Yvonessa was asking about felting, so I am going to answer her questions.
Probably this is partly because my workshop yesterday was canceled. There I was, fully prepared to explain all kinds of things — Indian Removal, why the habitants were rotten colonists, the fascinating story of the only battle of the American Revolution to take place west of the Mississippi, how to use sentence strips to integrate history and math — and then the snow caused this cancellation, and I had no one to explain anything to.
I did consider explaining the fate of the dodos to The Empress, or possibly the connection between islands and flightless birds, but I think it highly likely that she would be bored by that. So instead I will explain about felting, and if you are bored, you can just leave. I’ll never know.
Felting is what happens when you subject woolen fibers to hot water, possibly soap, and agitation. The fibers all line up together and bond with one another to make long molecules. (The book Caveman Chemistry explain this properly, with equations and everything, but that is the part that I remember. It is like polymers.) The result is a firm nonwoven fabric. Yvonessa has done this with direct agitation of wool against a surface, to make felt.
You can see in the picture below that we took strips of wool roving and layered them with a bit of soap onto the ball prior to beating the stuff into submission. This gave it the round shape. We then wrapped it up and took it out onto the patio and bounced it. Thus we had the agitation.
This method of making felt was, according to legend, developed inadvertently by St. Clement, who put wool into his sandals. As he walked around, the heat and moisture from his feet felted the wool into tough shoe liners. There are similar stories about wool put under saddles. Chances are that this method was discovered independently and repeatedly all over the world by people traveling around on sweaty feet or animals. Hatmakers do it this way (without the sweat, of course), shaping their hats over blocks.
Also, commercial felt is done much like this, with batts of wool being put into fulling machines to produce flat yards of felt which you can then cut and sew into shapes.
But there is an alternative method, which is to knit the shape first and then felt that. The traditional Basque beret is done in this fashion; the “stem” at the top is the cast-off end. Or possibly the cast-on end. I have forgotten in which direction it goes.
Some further examples of this process include this knitted bag, which is made from the “Sophie” pattern.
It was knitted and felted, and then sewn onto a ready-made handle.
Since this is a modern felted thing, the agitation, moisture, and heat were all provided by a washing machine.
You put your all-wool knitted thing into a pillowcase (so your machine doesn’t get messed up by stray fibers) and run it through a hot water cycle with a little liquid soap. I use natural soap from Brambleberries.
With this particular bag, the felting went a little further than the knitter (#2 daughter) wanted, so we wedged a DVD case into it to stretch it back to the desired size.
You have a little flexibility with felting.

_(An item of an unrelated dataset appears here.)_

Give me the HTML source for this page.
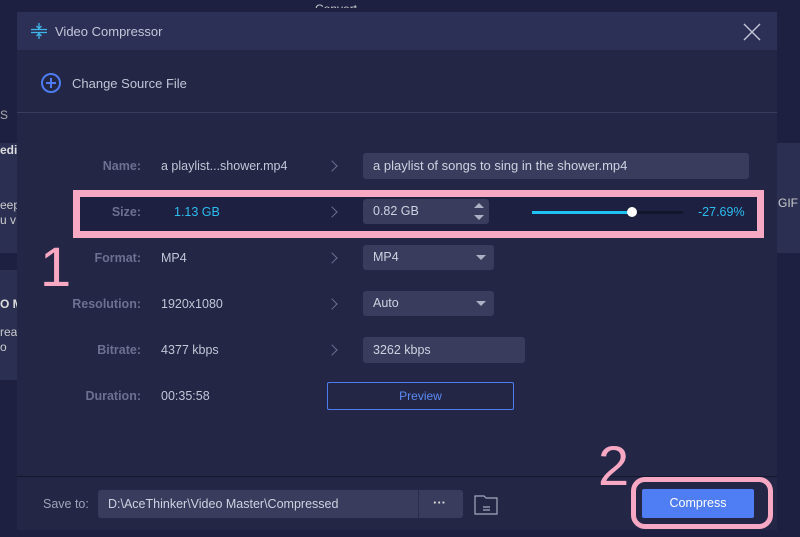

If you want great precision, you can do it entirely by hand, on a washboard or something similar. If you want a little flexibility, you have to remember to check the washing machine every few minutes to catch your felted item at just the right moment.
And here are two neck wraps from Felted Knits, or at least their middles. The one on the top is not yet felted, and the one on the bottom is felted. They were the same size to begin with.
These are the nice wooly things you fill with a muslin bag of rice, which you can then microwave for a cozy heating thing for your neck. This shows that felting makes things smaller. Which is logical. And since they are smaller, they are also denser and thicker.
Now Yvonessa asked how you get the shape. First, of course, you knit the thing in roughly the shape you have in mind. Then you subject it to hot water and agitation till it is about where you want it, checking it frequently. The you can manipulate it or mold it while it dries. Here is another Sophie bag, with a couple of books in it to make the shape. The green Sophie bag above was allowed to dry without forming, to give it a rounder shape. Slippers are often dried on the foot.
The Olympic bag was knitted in the round, and then I gathered the bottom together to make a pouch. I dried it over a cannister for shape, and then added the leather drawstrings. The result is a nice round little pouch.
If you wanted to make one of these for yourself, you could go to Artyarns and sign up for their free tutorial. I did this, but then did not actually do the projects. This is why I still knew nothing about modular knitting.
Anyway, make the headband from session 7, but do not cast off. Instead, repeat it about eight times.
At the end of the first round of the last repeat, you will be told to knit 8 stitches. Don’t. Continue with the last round. This will give you the self-faced petals at the top.
#2 son wants this for a climbing chalk bag. He is arguing that I should put in a waterproof lining and give it to him. I am thinking that it would be just the right size for the gym, whereas I now have to carry in a handbag, adding to my matronly “What’s she doing at our gym?” look. I might still want a lining, but it would hold my billfold, keys, and lip balm.
We could share it, of course, but I have seen what happens to objects #2 son carries around. They get that “I lead an exciting life” look which is so expensive in ready-made objects.
This might be a good look for the gym.